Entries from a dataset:
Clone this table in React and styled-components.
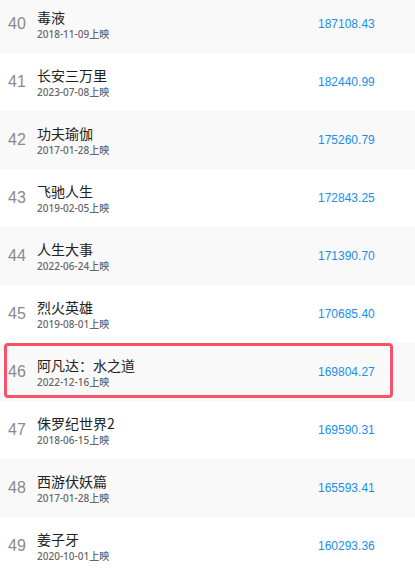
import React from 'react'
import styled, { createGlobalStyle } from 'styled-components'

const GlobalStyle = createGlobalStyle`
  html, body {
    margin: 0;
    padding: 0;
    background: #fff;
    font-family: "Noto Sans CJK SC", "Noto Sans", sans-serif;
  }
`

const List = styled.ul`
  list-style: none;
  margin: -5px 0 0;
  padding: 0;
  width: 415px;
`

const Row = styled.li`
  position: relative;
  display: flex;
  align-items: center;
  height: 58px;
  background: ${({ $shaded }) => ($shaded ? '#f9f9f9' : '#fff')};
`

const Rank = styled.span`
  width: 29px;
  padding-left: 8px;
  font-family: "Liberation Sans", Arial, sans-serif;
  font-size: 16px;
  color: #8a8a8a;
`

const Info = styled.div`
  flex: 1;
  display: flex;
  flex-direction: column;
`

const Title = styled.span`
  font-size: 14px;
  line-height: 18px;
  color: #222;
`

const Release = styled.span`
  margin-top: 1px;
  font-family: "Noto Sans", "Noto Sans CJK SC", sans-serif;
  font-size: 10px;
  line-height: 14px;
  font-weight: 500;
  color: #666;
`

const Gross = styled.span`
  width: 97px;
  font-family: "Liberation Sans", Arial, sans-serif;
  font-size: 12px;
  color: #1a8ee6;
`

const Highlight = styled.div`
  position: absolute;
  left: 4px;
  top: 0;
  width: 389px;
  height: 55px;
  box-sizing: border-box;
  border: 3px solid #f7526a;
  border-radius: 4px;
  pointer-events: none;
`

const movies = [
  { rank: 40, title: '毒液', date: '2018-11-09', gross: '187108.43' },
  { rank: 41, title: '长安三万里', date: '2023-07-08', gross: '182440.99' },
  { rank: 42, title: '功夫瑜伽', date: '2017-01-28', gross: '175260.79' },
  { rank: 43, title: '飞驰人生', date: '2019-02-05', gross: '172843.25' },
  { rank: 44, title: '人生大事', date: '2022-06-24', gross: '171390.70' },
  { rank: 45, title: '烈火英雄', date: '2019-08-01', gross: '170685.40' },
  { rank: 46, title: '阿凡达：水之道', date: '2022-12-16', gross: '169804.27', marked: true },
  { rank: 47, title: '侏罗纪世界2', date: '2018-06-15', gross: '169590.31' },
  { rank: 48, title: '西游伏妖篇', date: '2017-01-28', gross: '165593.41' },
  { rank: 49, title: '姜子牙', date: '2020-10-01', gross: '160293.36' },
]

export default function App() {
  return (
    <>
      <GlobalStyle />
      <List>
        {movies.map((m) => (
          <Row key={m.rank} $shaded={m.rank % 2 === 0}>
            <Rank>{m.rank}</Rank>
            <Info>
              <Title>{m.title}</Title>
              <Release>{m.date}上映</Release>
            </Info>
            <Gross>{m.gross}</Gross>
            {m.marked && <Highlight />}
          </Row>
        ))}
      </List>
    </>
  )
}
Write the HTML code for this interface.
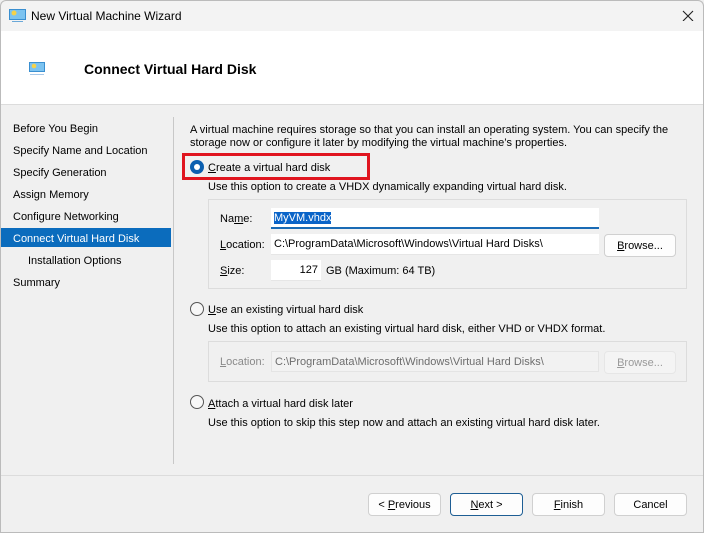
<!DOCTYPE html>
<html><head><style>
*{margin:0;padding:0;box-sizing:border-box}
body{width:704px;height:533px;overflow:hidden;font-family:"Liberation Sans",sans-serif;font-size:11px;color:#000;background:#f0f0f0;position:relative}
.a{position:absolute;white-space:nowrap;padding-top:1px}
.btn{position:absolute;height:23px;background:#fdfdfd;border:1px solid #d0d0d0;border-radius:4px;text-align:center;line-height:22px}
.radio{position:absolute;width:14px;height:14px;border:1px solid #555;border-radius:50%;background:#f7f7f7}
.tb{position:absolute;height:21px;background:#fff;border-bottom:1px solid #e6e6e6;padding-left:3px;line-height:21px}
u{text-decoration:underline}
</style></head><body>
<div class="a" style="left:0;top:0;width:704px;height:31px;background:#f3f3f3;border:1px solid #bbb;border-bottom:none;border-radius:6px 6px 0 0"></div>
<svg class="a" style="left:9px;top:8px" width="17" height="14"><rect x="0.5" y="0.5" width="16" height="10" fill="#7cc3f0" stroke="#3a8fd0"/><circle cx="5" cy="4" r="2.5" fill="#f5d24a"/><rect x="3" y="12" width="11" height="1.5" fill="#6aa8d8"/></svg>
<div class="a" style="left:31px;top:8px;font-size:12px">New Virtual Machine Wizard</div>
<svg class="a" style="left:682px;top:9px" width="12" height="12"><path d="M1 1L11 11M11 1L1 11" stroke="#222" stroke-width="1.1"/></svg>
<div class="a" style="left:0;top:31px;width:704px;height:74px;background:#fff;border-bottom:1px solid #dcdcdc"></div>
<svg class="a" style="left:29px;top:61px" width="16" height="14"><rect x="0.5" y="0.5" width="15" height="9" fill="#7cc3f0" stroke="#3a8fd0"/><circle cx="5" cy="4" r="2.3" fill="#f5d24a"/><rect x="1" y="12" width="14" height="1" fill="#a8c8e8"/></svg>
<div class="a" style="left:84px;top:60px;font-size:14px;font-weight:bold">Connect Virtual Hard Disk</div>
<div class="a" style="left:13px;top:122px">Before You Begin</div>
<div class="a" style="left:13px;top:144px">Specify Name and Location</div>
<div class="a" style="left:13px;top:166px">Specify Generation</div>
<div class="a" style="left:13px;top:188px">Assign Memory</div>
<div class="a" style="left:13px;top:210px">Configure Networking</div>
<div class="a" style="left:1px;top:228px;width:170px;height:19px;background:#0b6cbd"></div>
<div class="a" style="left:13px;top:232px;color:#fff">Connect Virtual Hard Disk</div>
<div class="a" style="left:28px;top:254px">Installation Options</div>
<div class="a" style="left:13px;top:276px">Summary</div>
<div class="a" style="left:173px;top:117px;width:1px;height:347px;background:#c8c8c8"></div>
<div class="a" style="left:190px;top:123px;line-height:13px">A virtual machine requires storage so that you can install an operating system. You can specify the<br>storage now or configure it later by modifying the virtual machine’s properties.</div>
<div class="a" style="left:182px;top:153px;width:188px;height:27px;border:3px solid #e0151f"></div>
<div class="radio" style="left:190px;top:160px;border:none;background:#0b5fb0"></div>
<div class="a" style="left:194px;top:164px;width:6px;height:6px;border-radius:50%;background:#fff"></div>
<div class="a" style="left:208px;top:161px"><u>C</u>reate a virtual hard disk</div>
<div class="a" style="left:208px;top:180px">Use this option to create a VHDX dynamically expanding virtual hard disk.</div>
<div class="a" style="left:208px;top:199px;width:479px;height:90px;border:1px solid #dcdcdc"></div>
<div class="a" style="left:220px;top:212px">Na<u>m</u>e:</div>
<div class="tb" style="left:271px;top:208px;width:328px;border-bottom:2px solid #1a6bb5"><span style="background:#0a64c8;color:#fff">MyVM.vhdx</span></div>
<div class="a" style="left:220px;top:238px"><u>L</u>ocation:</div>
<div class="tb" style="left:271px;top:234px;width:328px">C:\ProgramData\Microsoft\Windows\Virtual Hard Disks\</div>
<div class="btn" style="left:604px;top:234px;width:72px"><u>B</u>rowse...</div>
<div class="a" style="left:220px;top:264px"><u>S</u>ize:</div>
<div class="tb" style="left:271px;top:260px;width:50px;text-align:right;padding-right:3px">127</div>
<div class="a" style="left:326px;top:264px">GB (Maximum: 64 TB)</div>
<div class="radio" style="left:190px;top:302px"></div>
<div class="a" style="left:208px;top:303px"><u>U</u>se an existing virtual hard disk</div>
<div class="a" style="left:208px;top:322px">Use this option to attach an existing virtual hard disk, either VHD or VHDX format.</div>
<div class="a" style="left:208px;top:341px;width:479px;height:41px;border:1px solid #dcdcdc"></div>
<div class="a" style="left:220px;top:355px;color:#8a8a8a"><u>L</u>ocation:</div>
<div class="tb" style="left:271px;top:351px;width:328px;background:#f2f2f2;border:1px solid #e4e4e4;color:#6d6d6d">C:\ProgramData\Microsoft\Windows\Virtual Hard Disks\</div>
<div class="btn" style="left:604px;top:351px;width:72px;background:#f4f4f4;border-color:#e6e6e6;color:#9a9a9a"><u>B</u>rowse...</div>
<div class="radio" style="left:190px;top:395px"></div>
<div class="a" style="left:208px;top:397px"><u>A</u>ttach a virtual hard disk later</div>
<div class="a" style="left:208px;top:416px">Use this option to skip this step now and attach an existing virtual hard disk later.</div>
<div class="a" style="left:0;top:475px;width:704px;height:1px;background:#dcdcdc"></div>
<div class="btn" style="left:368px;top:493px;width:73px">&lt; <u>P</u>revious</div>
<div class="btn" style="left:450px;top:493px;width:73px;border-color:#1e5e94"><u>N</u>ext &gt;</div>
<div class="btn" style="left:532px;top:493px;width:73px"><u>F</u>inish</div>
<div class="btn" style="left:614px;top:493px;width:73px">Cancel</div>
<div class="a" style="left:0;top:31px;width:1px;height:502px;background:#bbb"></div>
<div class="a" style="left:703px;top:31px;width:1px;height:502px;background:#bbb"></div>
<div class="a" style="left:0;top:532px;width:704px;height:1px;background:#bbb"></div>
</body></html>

→ Aim of the task:
Select every line above that contains the word "components", and copy it.

→ The output:
Clone this table in React and styled-components.
import styled, { createGlobalStyle } from 'styled-components'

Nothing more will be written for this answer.